## DATA PROVIDED
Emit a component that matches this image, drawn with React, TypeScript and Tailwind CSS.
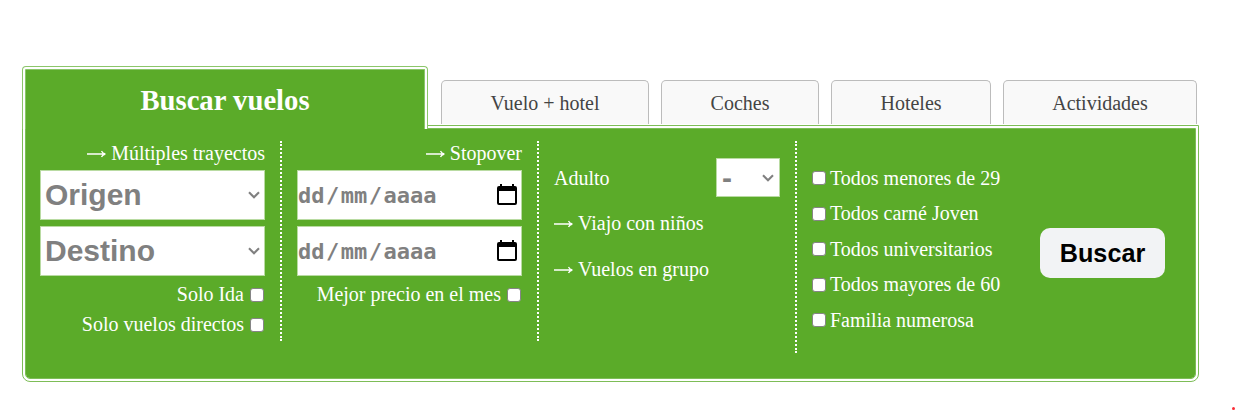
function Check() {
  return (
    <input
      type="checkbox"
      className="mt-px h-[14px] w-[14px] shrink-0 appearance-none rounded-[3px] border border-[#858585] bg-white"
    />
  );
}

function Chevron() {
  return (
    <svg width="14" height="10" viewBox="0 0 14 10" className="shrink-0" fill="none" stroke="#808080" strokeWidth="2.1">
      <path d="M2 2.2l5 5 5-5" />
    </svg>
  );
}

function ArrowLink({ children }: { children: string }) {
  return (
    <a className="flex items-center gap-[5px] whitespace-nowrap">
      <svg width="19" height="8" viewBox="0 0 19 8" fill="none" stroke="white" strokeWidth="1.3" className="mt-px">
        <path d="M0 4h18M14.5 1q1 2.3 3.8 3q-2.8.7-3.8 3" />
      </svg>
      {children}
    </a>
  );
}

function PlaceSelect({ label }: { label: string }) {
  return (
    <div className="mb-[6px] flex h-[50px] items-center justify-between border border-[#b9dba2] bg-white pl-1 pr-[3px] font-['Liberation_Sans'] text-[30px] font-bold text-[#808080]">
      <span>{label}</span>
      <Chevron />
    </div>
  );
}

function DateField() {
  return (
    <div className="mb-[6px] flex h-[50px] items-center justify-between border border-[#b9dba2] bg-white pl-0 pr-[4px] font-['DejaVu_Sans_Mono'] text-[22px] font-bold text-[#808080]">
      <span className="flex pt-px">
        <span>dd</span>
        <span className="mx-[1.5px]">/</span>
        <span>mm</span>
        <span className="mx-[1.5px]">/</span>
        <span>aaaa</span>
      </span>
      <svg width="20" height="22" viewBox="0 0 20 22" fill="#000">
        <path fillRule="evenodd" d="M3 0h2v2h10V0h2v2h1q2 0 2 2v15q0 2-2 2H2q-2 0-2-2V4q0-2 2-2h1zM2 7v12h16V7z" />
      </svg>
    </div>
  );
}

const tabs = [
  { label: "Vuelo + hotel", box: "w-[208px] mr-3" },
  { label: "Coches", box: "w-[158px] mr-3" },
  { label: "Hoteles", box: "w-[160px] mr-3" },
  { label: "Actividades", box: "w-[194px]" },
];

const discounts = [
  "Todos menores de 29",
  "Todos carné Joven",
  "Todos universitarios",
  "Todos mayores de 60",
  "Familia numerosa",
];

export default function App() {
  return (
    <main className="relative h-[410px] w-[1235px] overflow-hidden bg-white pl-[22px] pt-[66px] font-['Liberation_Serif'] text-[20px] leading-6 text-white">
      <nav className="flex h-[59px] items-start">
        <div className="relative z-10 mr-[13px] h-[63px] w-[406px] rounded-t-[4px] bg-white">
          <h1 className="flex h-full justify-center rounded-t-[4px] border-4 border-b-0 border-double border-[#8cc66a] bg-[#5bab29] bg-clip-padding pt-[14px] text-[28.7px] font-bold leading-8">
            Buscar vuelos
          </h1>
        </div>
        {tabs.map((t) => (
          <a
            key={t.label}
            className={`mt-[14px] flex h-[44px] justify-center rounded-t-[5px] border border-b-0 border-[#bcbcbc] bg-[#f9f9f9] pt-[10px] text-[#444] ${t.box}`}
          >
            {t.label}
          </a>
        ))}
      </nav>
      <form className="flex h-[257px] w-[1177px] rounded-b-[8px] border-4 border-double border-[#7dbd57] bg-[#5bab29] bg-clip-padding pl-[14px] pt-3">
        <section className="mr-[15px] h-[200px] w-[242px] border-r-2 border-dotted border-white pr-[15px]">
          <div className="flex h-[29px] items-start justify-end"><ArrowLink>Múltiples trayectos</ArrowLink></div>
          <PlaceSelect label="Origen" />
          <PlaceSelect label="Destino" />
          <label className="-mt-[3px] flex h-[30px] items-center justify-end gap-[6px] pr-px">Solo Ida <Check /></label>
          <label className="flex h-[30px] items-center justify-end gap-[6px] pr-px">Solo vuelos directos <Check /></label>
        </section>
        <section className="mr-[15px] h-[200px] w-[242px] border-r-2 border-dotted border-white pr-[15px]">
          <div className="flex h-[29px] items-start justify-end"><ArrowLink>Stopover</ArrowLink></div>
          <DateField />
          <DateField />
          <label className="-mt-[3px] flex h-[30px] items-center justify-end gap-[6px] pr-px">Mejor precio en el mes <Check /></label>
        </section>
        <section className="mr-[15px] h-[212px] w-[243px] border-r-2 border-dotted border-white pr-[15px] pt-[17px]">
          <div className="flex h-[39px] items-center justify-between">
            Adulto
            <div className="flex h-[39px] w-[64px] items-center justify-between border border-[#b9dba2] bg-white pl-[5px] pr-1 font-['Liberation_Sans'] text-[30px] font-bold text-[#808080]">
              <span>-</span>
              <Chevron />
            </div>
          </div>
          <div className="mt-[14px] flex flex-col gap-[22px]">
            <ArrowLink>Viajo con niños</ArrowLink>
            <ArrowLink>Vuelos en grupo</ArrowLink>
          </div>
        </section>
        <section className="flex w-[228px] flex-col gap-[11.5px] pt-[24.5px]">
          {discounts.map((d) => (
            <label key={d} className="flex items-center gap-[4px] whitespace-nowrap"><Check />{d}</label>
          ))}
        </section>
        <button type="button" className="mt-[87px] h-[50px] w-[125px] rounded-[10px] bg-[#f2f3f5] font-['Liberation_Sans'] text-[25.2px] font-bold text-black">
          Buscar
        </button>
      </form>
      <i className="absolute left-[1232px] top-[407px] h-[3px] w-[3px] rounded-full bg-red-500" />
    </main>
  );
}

...

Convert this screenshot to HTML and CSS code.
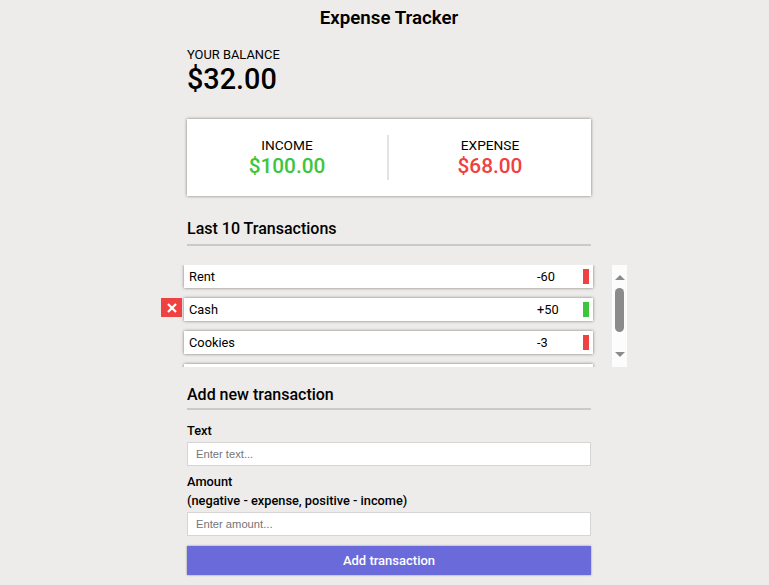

## INSTRUCTIONS TO FOLLOW
Copy out each line of the records where the string "this" appears.

## EXPECTED ANSWER
Emit a component that matches this image, drawn with React, TypeScript and Tailwind CSS.
Convert this screenshot to HTML and CSS code.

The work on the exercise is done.